Ce fut un songe admirable, de ceux que Dieu même fait venir du ciel par le ministère des anges, dont les images sont si nettes et si démêlées, où l’on voit je ne sais quoi de céleste. Elle crut, (c’est elle-même qui le raconte au saint abbé : écoutez, et prenez garde surtout de n’écouter pas avec mépris l’ordre des avertissements divins et la conduite de la grâce), elle crut, dis-je, que, marchant seule dans une forêt, elle y avait rencontré un aveugle dans une petite loge. Elle s’approche pour lui demander s’il était aveugle de naissance, ou s’il l’était devenu par quelque accident. Il répondit qu’il était aveugle-né. – Vous ne savez donc pas, reprit-elle, ce que c’est que la lumière, qui est si belle et si agréable, et le soleil, qui a tant d’éclat et de beauté ? – Je n’ai, dit-il, jamais joui de ce bel objet, et je ne m’en puis former aucune idée. Je ne laisse pas de croire, continua-t-il, qu’il est d’une beauté ravissante. L’aveugle parut alors changer de voix et de visage ; et, prenant un ton d’autorité : mon exemple, dit-il, vous doit apprendre qu’il y a des choses très excellentes et très admirables qui échappent à notre vue, et qui n’en sont ni moins vraies ni moins désirables, quoiqu’on ne les puisse ni comprendre ni imaginer.

C’est en effet qu’il manque un sens aux incrédules comme à l’aveugle ; et ce sens, c’est Dieu qui le donne, selon ce que dit saint Jean : «Il nous a donné un sens pour connaître le vrai dieu, et pour être en son vrai fils : Dedit nobis sensum, ut cognoscamus verum Deum, et simus in vero Filio ejus.». Notre princesse le comprit. En même temps, au milieu d’un songe si mystérieux, elle fit l’application de la belle comparaison de l’aveugle aux vérités de la religion et de l’autre vie : ce sont ses mots que je vous rapporte. Dieu, qui n’a besoin ni de temps ni d’un long circuit de raisonnements pour se faire entendre, tout à coup lui ouvrit les yeux.
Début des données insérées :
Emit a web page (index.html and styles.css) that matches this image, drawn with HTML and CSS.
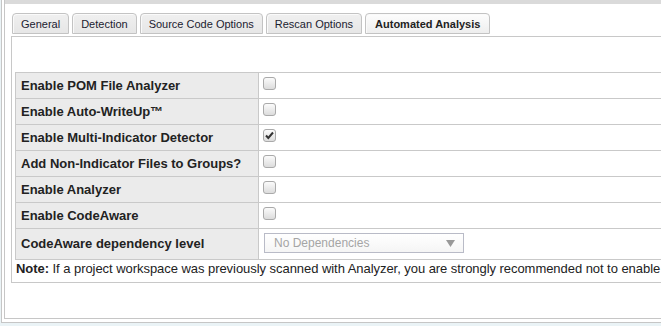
FILE: index.html
```html
<!DOCTYPE html>
<html>

<head>
	<meta http-equiv="Content-Type" content="text/html; charset=utf-8" />
	<title>Automated Analysis</title>
	<link rel="stylesheet" href="styles.css">
</head>

<body>
	<div class="frame">
		<div class="inner">
			<div class="topband"></div>
			<ul class="tabs">
				<li>General</li>
				<li>Detection</li>
				<li>Source Code Options</li>
				<li>Rescan Options</li>
				<li class="active">Automated Analysis</li>
			</ul>
			<div class="panel">
				<table class="opts">
					<tr>
						<th>Enable POM File Analyzer</th>
						<td><span class="cb"></span></td>
					</tr>
					<tr>
						<th>Enable Auto-WriteUp™</th>
						<td><span class="cb"></span></td>
					</tr>
					<tr>
						<th>Enable Multi-Indicator Detector</th>
						<td><span class="cb"><svg width="11" height="11" viewBox="0 0 11 11"><path d="M2 5.5 L4.3 8 L9 2.5" fill="none" stroke="#333" stroke-width="2" /></svg></span></td>
					</tr>
					<tr>
						<th>Add Non-Indicator Files to Groups?</th>
						<td><span class="cb"></span></td>
					</tr>
					<tr>
						<th>Enable Analyzer</th>
						<td><span class="cb"></span></td>
					</tr>
					<tr>
						<th>Enable CodeAware</th>
						<td><span class="cb"></span></td>
					</tr>
					<tr class="last">
						<th>CodeAware dependency level</th>
						<td>
							<div class="select">
								<span>No Dependencies</span>
								<svg width="9" height="7" viewBox="0 0 9 7"><path d="M0 0 H9 L4.5 7 Z" fill="#999" /></svg>
							</div>
						</td>
					</tr>
				</table>
				<p class="note"><b>Note:</b> If a project workspace was previously scanned with Analyzer, you are strongly recommended not to enable</p>
			</div>
		</div>
	</div>
</body>

</html>
```

FILE: styles.css
```css
html,
body {
	margin: 0;
	padding: 0;
	overflow: hidden;
}

body {
	background: #eaf3f6;
	color: #222;
	font: 13px Arial, "Liberation Sans", sans-serif;
}

ul,
li,
p {
	margin: 0;
	padding: 0;
}

ul {
	list-style-type: none;
}

.frame {
	width: 1000px;
	margin-left: 1px;
	padding: 0 0 3px 2px;
	background: #fff;
	border-left: 1px solid #c6c6c6;
	border-bottom: 1px solid #c6c6c6;
}

.inner {
	border-left: 1px solid #c6c6c6;
	border-bottom: 1px solid #c6c6c6;
	padding-bottom: 35px;
}

.topband {
	height: 4px;
	background: #dadada;
}

.tabs {
	display: flex;
	gap: 3px;
	padding: 9px 0 0 7px;
}

.tabs li {
	height: 15px;
	line-height: 15px;
	padding: 4px 8px 0;
	font: 11px "Liberation Sans", Arial, sans-serif;
	color: #1b2130;
	background: linear-gradient(#f0f0f0, #e6e6e6);
	border: 1px solid #c3c3c3;
	border-radius: 4px 4px 0 0;
	box-shadow: inset 1px 1px 0 #fafafa;
}

.tabs li.active {
	padding: 4px 9px 0;
	font-weight: bold;
	color: #222;
	background: linear-gradient(#fdfdfd, #eeeeee);
}

.panel {
	margin: 2px 0 0 6px;
	padding: 35px 0 6px 0;
	border: 1px solid #c8c8c8;
	border-right: none;
}

.opts {
	width: 900px;
	margin-left: 3px;
	border-collapse: collapse;
	border: 1px solid #c9c9c9;
}

.opts th,
.opts td {
	border: 1px solid #c9c9c9;
	padding: 0;
}

.opts th {
	width: 232px;
	height: 25px;
	padding: 0 5px;
	text-align: left;
	font-weight: bold;
	background: #ebebeb;
}

.opts td {
	vertical-align: top;
	padding: 4px 0 0 4px;
}

.opts tr.last th {
	height: 29px;
	padding-bottom: 1px;
}

.opts tr.last td {
	padding-left: 5px;
}

.cb {
	display: block;
	width: 11px;
	height: 11px;
	border: 1px solid #aaaaaa;
	border-radius: 3px;
	background: linear-gradient(#fbfbfb, #dcdcdc);
}

.cb svg {
	display: block;
}

.select {
	display: flex;
	align-items: center;
	justify-content: space-between;
	box-sizing: border-box;
	width: 200px;
	height: 20px;
	padding: 0 8px 0 9px;
	border: 1px solid #b9bbc7;
	background: linear-gradient(#ffffff, #f5f5f5);
	color: #a5a5a5;
	font-size: 12px;
}

.note {
	padding: 1px 0 0 4px;
	white-space: nowrap;
	letter-spacing: -0.05px;
}
```
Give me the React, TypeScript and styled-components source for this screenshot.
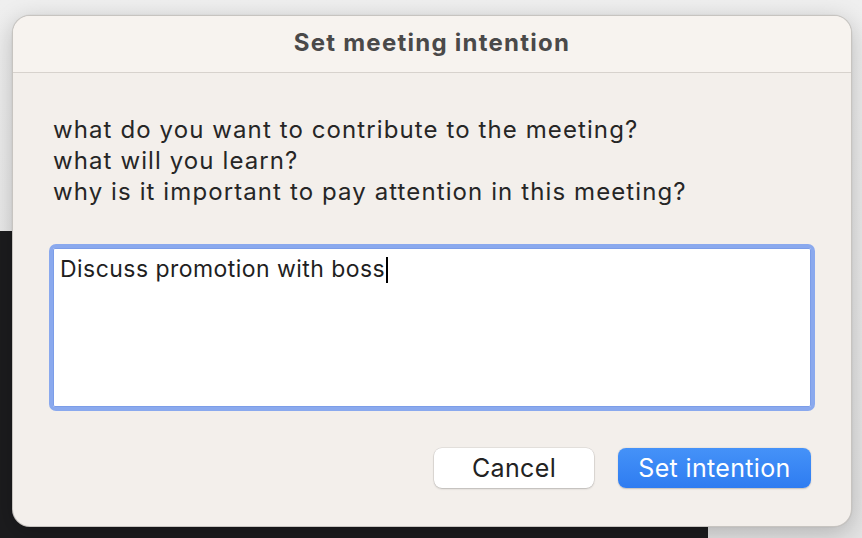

Alors, par une soudaine illumination, elle se sentit si éclairée, c’est elle-même qui continue à vous parler, et tellement transportée de la joie d’avoir trouvé ce qu’elle cherchait depuis si longtemps, qu’elle ne put s’empêcher d’embrasser l’aveugle, dont le discours lui découvrait une plus belle lumière que celle dont il était privé. Et, dit-elle, il se répandit dans mon coeur une joie si douce et une foi si sensible qu’il n’y a point de paroles capables de l’exprimer. Vous attendez, chrétiens, quel sera le réveil d’un sommeil si doux et si merveilleux. Écoutez, et reconnaissez que ce songe est vraiment divin. Elle s’éveilla là-dessus, dit-elle, et se trouva dans le même état où elle s’était vue dans cet admirable songe, c’est-à-dire tellement changée qu’elle avait peine à le croire. Le miracle qu’elle attendait est arrivé : elle croit, elle qui jugeait la foi impossible; Dieu la change par une lumière soudaine et par un songe qui tient de l’extase.